Na sua autobiografia conta um episódio que a ajudou mais tarde a apresentar-se como uma candidata do Partido Republicano conservadora mas sintonizada com os problemas raciais na América: "Que lado é que eu poderia escolher? O que é que eu era?", pensou, depois de os amigos de infância lhe terem perguntado se preferia ir para a equipa de kickball dos brancos ou dos negros.
Foi então que lhe chegou aquela que terá sido a sua primeira solução diplomática, quando a palavra é usada como sinónimo de agradar a toda a gente: "Encontrei uma solução. Mudar o foco. Tirei a bola à rapariga e corri para o campo o mais depressa que pude. 'Não sou nem branca, nem negra', gritei. 'Sou castanha.'"
Duas décadas mais tarde, pouco depois de ter entrado nos 30, Nikki Haley viria a contar esta e outras histórias de infância quando se candidatou à Câmara dos Representantes da Carolina do Sul – uma aposta que ganhou, tornando-se na primeira americana de origem indiana a ser eleita para um cargo político naquele estado.
Tanto nessa primeira aventura eleitoral, como nas duas reeleições, em 2006 e 2008, Haley ficou conhecida pelas propostas fiscais em benefício das empresas e pela luta contra os sindicatos – nada de registo sobre temas que pudessem abrir-lhe as portas ao cargo para o qual foi escolhida por Trump: embaixadora dos Estados Unidos na ONU.
Guerra contra Trump
O salto para o palco nacional aconteceu em 2010, quando se candidatou a governadora da Carolina do Sul. Nesse ano, as eleições para o Congresso norte-americano foram varridas por uma onda ultraconservadora, patrocinada pelo movimento Tea Party – foi o apoio público de Sarah Palin, na conservadora Carolina do Sul, que lhe valeu uma subida nas sondagens e a posterior vitória. Estava eleita a terceira governadora não-branca num estado do Sul dos EUA, depois de Douglas Wilder (Virginia, 1990) e Bobby Jindal (Louisiana, 2008).

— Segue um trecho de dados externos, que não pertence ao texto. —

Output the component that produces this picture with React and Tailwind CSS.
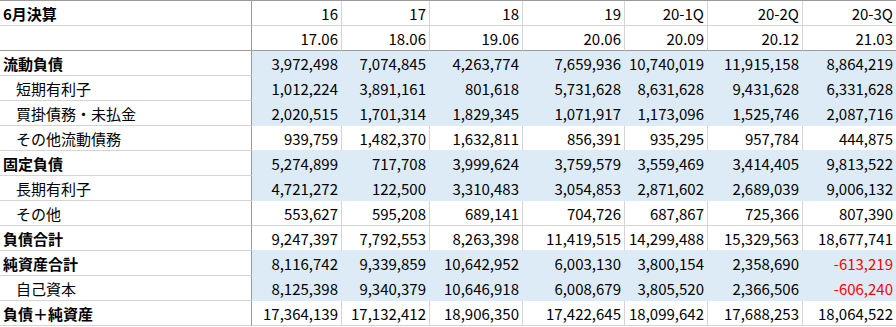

Em 2015, um mês depois de o atirador branco Dylan Roof ter matado nove negros numa igreja em Charleston, a governadora Haley liderou, com sucesso, a iniciativa para retirar a bandeira da Confederação dos terrenos do Capitólio do estado. Mas essa decisão, apesar de ter sido elogiada por vários grupos de defesa dos direitos cívicos, foi também vista como um golpe de oportunismo por muitos críticos – afinal, Haley teve várias oportunidades para apoiar a retirada da bandeira em anos anteriores, mas foi sempre fugindo ao confronto com uma parte dos seus eleitores.
Se há dúvidas de que a actuação de Nikki Haley como embaixadora dos EUA nas Nações Unidas tem muito de rampa de lançamento para outros voos, e não apenas de uma execução das ideias do seu Presidente, basta recuar até à tumultuosa campanha eleitoral para a Casa Branca – como governadora da Carolina do Sul, Haley não só apoiou outros candidatos do Partido Republicano como entrou várias vezes em conflito com Donald Trump.
Oito meses antes de ter aceitado o convite de Trump para ser embaixadora na ONU, Haley deu uma resposta à moda do Sul ao então candidato quando este disse que o povo da Carolina do Sul tinha vergonha da sua governadora: "Bless your heart", respondeu Haley (uma expressão que significa "Deus te abençoe" em português e qualquer coisa como "#$#@!" quando é dito em certas zonas do Sul dos EUA).
A luta entre os dois já vinha de trás, quando Haley criticara a proposta de Trump para proibir a entrada de muçulmanos no país – essa proposta era "anti-americana", disse Haley. Como apoiante do candidato Marco Rubio, Haley questionou também Trump sobre a declaração de impostos, o que tornava a ideia de virem um dia a trabalhar juntos na Casa Branca numa daquelas premonições tão fúteis como esperar que um baralho de cartas tenha respostas para tudo.
A arte de não irritar o Presidente
Nove meses depois de ter chegado à ONU com um currículo desajustado ao cargo, e apesar das críticas de quem a vê na Europa como uma Donald Trump de saias, Nikki Haley já teve uma vitória pessoal, que pode vir a valer ouro nos próximos passos que der na política americana. No meio da confusão que tem sido a Administração Trump, Haley tem conseguido escapar aos raspanetes públicos do Presidente, que já queimaram o secretário de Estado, Rex Tillerson, ou o attorney general, Jeff Sessions, ao mesmo tempo que foi conquistando uma voz própria no difícil mundo da ONU.
Resta saber se as suas ambições políticas vão sobreviver até ao fim a um acesso de fúria de Donald Trump – é que o caminho entre ter uma voz própria e não ofuscar o Presidente norte-americano tem de ser feito com muito equilíbrio, como disse à CNN John Negroponte, embaixador dos EUA nas Nações Unidas no primeiro mandato de George W. Bush: "No que diz respeito a Washington, ela não está a violar as instruções que recebeu. É por isso que permitem que ela seja ela própria. Mas está por saber de que forma é que ela pode ser ela própria e, ao mesmo tempo, continuar a ser aceitável aos olhos do Presidente."